Indian Poetry of the Seventies
This volume - New English Poetry by Indian Men - came into this reviewer's hands by chance, and evoked immediate curiosity, not only for its provocative title but because it afforded a look at English poetry by Indians during the '70s, when the poets were still feeling their way around. It was published by Writers Workshop of Kolkata in 1978, the companion volume to the previous year's publication containing women poets - a volume I have not yet been able to locate. This volume showcased the works of thirteen Indian poets writing in English: Pranab Chatterjee, Deb Kumar Das, V Kandaswami, Randhir Khare, R Rabindranath Menon, Moni Moulik, S Padmanab, Rakshat Puri, S Ramnath, S V Ramachandra Rao, Santan Rodrigues, Mukul Sharma and Thambi Srinivasan.

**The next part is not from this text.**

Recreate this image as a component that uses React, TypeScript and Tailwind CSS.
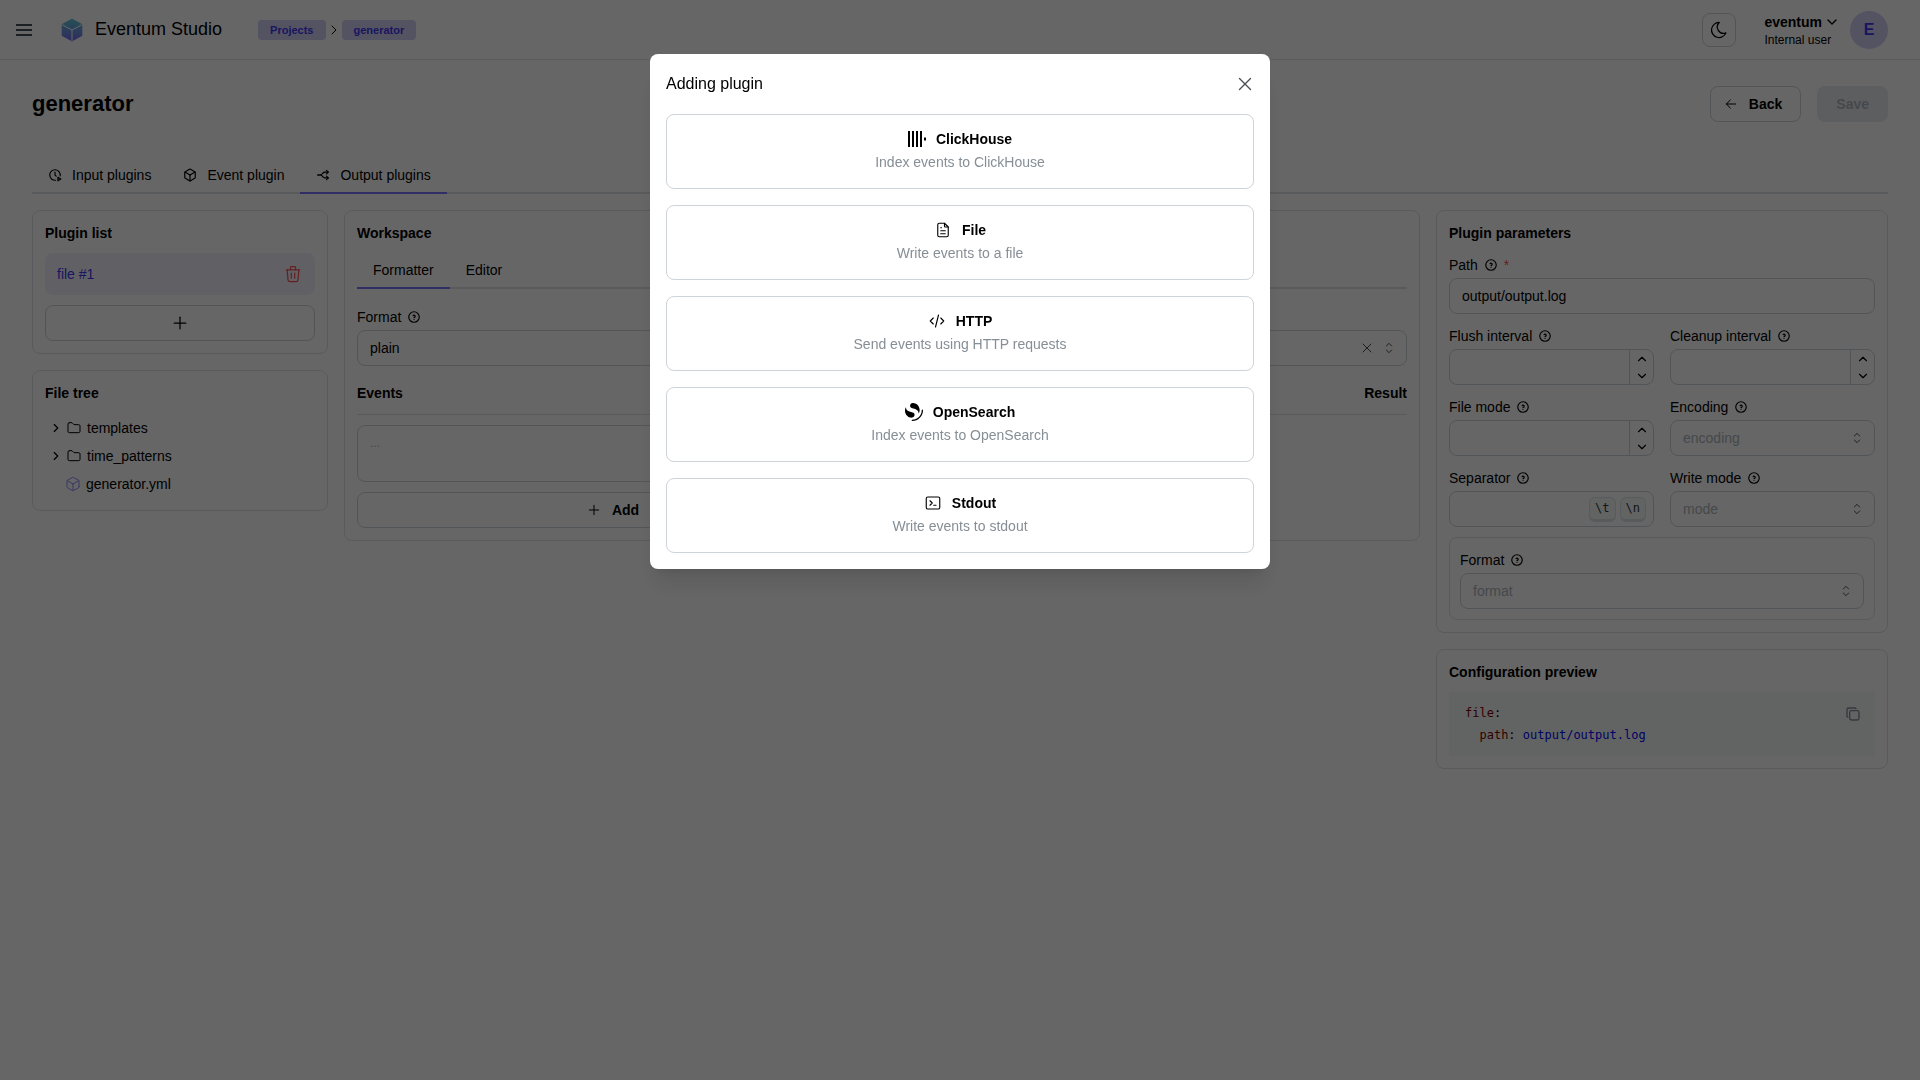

It is an uneven collection of poetry, with some of the poets later fading away, and some continuing to write. But the greatest interest in the poems lies in the fact that poetry, like any other writing, reflects its times and an age's urgencies. Just as the '60s and 1971 in the then East Pakistan and later Bangladesh produced a unique body of protest and war poems, the poems here, like the collection itself, like the title, is very much a product of theIndia of the late '70s, when slogans like 'India Shining' were unthinkable, when the great Indian middle class had not become so enamoured of consumerism and Western fashions, when Bangalore was just Bangalore and not some synonym for 'swinging city' or 'happening place', when dustbins were dustbins and ragpickers were more noticeable. When being Indian implied something very different and the Indian sense of self was rooted in something very different from today. It was also a period when Nehruvian socialism and Gandhism came under attack by Indira Gandhi's declaration of Emergency. Internationally, fights were going on against colonialism, notably the Cuban effort against mercenaries and the Portuguese in Africa. There were hippies, Ginsberg, the Vietnam War and the raw wounds of CIA and Allende. All these things influenced poetic mood and themes, however indirectly. It was a time when English itself was viewed in the subcontinent, and therefore used, very differently.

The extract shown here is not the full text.